**Exercise instructions:**
The listing below is the input. Say how many of its lines contain "React", giving the number alone.

(Web page code records)
+ + + +

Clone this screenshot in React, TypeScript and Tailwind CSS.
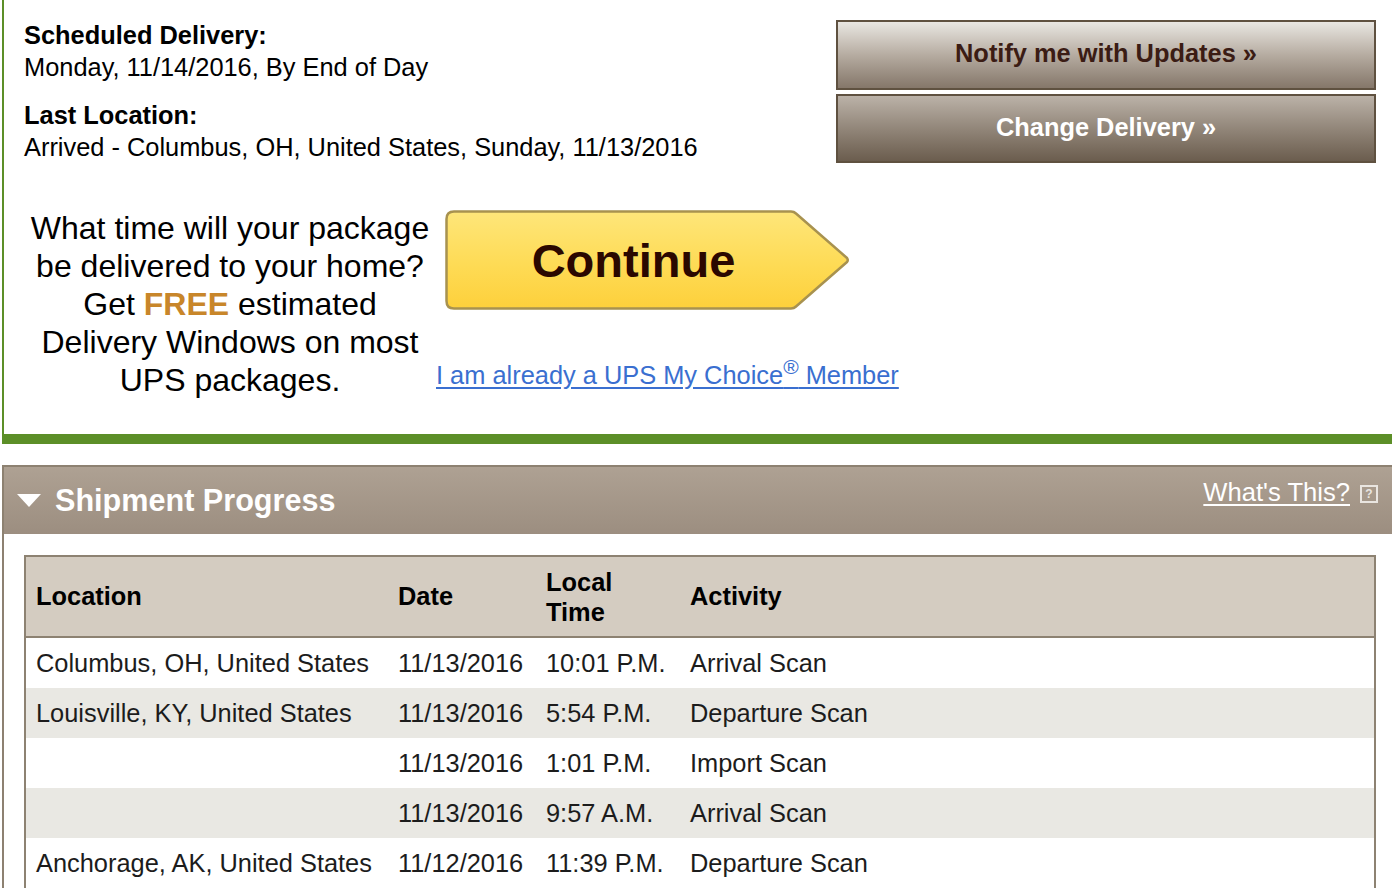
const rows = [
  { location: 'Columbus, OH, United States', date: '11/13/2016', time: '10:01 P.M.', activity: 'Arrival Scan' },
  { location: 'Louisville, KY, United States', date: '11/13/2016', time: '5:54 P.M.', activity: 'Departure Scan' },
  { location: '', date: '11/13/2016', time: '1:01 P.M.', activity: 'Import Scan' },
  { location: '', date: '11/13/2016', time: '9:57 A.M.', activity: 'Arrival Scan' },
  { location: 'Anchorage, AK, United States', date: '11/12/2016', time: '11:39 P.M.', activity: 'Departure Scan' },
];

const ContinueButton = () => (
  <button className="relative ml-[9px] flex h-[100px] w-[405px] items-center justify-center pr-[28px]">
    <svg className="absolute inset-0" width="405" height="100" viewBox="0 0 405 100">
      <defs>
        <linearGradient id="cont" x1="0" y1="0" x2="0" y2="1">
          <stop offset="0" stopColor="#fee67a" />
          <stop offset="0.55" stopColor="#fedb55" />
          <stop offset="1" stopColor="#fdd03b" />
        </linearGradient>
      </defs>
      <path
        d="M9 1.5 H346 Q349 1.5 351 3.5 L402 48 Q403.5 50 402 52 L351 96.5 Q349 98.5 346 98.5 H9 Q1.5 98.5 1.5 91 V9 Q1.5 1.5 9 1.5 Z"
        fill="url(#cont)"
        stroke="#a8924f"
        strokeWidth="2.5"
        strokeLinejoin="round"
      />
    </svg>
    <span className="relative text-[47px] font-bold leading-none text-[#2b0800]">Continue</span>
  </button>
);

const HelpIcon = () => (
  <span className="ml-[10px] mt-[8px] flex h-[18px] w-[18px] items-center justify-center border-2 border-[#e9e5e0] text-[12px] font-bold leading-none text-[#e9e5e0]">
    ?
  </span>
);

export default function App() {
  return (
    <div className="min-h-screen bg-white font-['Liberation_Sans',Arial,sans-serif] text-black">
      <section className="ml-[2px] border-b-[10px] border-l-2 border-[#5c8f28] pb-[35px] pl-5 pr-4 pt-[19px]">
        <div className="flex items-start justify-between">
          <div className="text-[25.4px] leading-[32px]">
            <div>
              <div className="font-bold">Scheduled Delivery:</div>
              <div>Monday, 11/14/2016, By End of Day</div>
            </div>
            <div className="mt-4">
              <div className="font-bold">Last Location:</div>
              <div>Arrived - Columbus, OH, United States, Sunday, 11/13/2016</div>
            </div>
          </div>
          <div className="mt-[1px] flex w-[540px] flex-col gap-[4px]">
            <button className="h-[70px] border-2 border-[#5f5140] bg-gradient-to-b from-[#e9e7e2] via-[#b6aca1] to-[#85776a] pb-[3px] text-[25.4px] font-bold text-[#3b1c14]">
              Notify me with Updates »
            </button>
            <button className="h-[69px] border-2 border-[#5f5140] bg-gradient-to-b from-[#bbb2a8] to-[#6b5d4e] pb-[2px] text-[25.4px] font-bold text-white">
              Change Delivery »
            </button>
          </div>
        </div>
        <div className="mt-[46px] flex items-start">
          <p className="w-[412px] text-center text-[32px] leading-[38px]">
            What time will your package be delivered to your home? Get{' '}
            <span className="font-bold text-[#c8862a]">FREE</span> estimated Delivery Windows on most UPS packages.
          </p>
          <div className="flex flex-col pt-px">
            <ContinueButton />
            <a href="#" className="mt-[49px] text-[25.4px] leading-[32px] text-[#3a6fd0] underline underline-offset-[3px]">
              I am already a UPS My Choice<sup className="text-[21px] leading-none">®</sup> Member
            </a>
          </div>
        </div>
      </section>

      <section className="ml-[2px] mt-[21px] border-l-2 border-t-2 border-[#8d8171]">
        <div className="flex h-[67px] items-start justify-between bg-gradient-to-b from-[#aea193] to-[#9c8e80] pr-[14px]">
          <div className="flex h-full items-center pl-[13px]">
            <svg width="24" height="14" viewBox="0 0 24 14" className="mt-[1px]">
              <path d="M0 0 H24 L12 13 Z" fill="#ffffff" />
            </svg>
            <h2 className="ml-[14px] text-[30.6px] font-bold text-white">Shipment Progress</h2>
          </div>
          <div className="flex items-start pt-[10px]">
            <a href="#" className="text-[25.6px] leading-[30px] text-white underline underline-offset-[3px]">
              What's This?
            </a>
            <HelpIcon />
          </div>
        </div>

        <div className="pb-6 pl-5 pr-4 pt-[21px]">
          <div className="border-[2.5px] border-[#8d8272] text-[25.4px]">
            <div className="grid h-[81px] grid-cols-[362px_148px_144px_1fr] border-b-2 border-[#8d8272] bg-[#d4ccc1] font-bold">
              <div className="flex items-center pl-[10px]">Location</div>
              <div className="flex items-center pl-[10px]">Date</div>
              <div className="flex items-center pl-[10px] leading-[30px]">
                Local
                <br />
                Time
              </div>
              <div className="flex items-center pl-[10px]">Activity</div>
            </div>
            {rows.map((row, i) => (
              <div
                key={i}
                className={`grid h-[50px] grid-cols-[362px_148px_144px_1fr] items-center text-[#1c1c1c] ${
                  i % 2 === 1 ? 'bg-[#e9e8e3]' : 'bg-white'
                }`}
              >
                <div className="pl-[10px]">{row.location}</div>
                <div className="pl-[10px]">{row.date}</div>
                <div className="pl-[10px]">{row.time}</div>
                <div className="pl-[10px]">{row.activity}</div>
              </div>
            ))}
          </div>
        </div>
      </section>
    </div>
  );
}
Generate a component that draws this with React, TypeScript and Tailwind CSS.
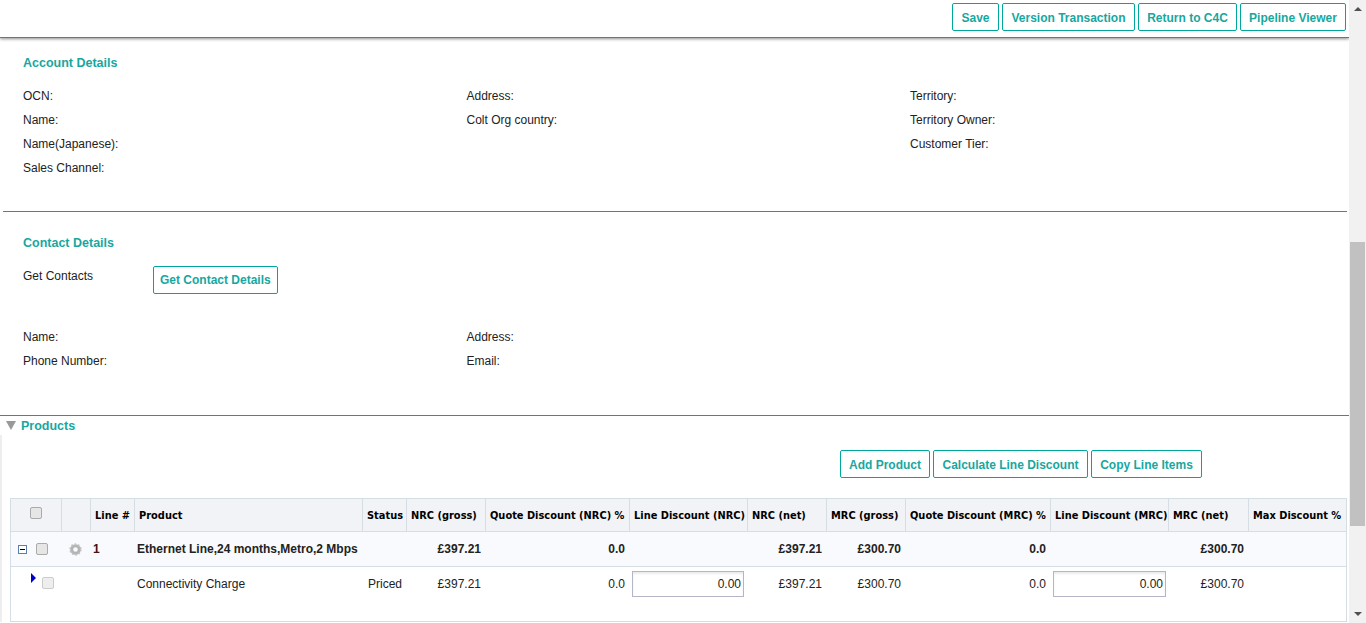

+ + + +

**Solution to the exercise:**
2